After the Renaissance and the subsequent multidimensional transformations that took place in the Western civilization, many new concepts were born and many which already existed underwent serious modifications. “Reason” is among the most important of those concepts. All these years, Western thinkers have tried to define and limit reason in the context of preferring the materially valuable and instinctual things. According to this view, “reason” is almost like a servant to the “instinct,” meaning that the latter is the main decision-maker; and human desires determine what human beings do and do not do. Then, after the priorities were determined by human instinctual desires, it is the turn of the intellect to say what tools and means are most efficient to achieve the goals. To a large extent, contemporary man has grown up within this utilitarian and desire-based definition of reason; therefore, when confronted with a phenomenon like the Arbaeen Walk, he/she encounters a multitude of questions. The following lines deal with some them.

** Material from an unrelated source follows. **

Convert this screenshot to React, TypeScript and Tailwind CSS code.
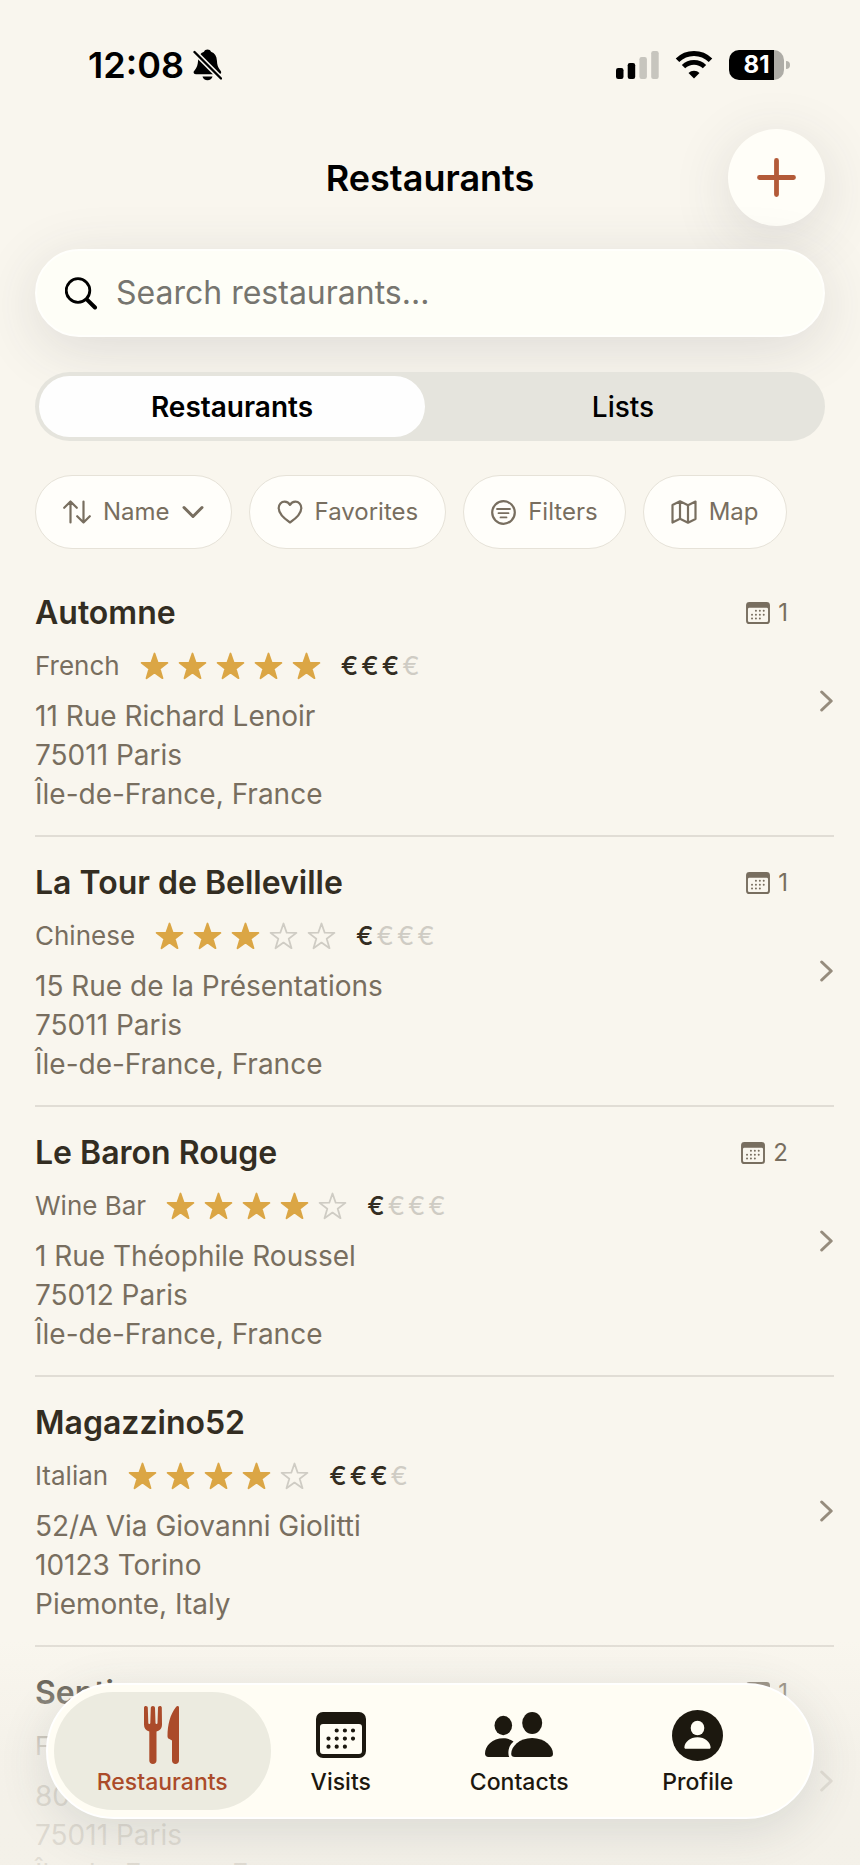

The Mowkeb owners (who provide pilgrims with free food, drink and accommodation) save and spend most of their annual income to serve and care for the pilgrims of Hussain (pbuh). This kind of attitude stands against the self-centered and utilitarian logic briefly discussed above. In today’s world, normally most human beings direct their efforts and assets to enlarge their own well-being; but the Iraqi Mowkeb owner does not seek to accumulate capital to increase his/her material well-being. He/she willingly saves and spends all his/her savings in the two months of Muharram and Safar just to serve the pilgrims of Imam Hussain (pbuh) and is not at all worried about his/her future. Having developed and enlarged his/her world and being, the Mowkeb owner does not feel ownership over his/her property and instead finds him/herself in a sort of pleasant competition over self-sacrifice.
The people who take part in the Arbaeen Walk are of different nationalities many of them cannot even understand each other’s language. Looked from a national, racial, and ethnic angle, these people do not belong to each other and as a result, must not have much in common. However, on the Arbaeen Pilgrimage, you find the same apparently very remote people moving and eating together, loving and sacrificing for each other; the mutual understanding that takes place between this polyglot population is indeed surprising. Seemingly, a language like property, nationality and race has given its place to something greater. Perhaps, here on the Arbaeen Walk, globalization has been actualized, but probably not as it is usually defined.The Arbaeen pilgrims are mourning and grieving over the martyrdom of the holy Prophet’s (pbuh) grandson, but unique to their mourning and lament is that right in the middle of such tears and griefs there lies strength, delight, and rejuvenation which are all rooted in these people respecting and commemorating the person who fought and sacrificed himself for the Truth. Seemingly, Truth has greater power than such physical difficulties. Therefore, while filled with hardships and at times injuries, the people who participate in this event never find themselves depressed and down.
What happens in the Arbaeen Walk that causes these contradictions to disappear is that all these people, while having been bombarded with different problems, find a Divine common denominator the center of which is Imam Hussain (pbuh). In reality, what happens is that the pilgrims on the Arbaeen seem to have been infused with a sort of energy that attracts and unifies them towards Imam Hussain (pbuh) like what happens in a magnetic field. The Arbaeen Walk is one of the manifestations of the homogenization of the scattered powers in the society; the energy that mobilizes all human talents.
From the sociological perspective, the Arbaeen constitutes a special type of social interaction. Emile Durkheim, the French sociologist, holds that there are two kinds of social solidarity: the first solidarity is based on similarity, meaning that although everyone does his/her work and does not need others, but similarity causes them to feel close to each other, and as a result, a kind of social solidarity is established between them; the second solidarity is based on the basis of difference, meaning that everyone is able to do only part of the work; thus he/she always needs others, and others need him because of that work and services. This is indeed a give-and-take solidarity.
The Arbaeen event shows that a third kind of social solidarity can also be imagined and experienced and that solidarity depends on the existence of a third party. That is, there is a third element, to which all members of the diverse population involved in Arbaeen Pilgrimage find themselves attached and bound.
Another practical example of the unifying power of the Arbaeen Walk is the relation between Iran and Iraq. Like any other war, the eight-year Iran-Iraq war had created a sense of animosity between the countries. The memory of hostility between the two neighboring nations could have created and perpetuated many problems for peoples on both sides over decades and centuries But, the Arbaeen Pilgrimage has caused a feeling of brotherhood and proximity between the two nations, to the extent that the Iranian participants in Arbaeen Walk cherish the pleasant experience of being generously served and cared for by their Iraqi friends for almost a year. Although this phenomenon is short and covers a limited period of time, its impacts are stable, deep and extensive. This proximity and brotherhood no doubt play a great role in the overall security of the region.
In the end, the mechanism of the Arbaeen Walk can be best summarized in the motto: “The Love of Imam Hussain Unites Us.”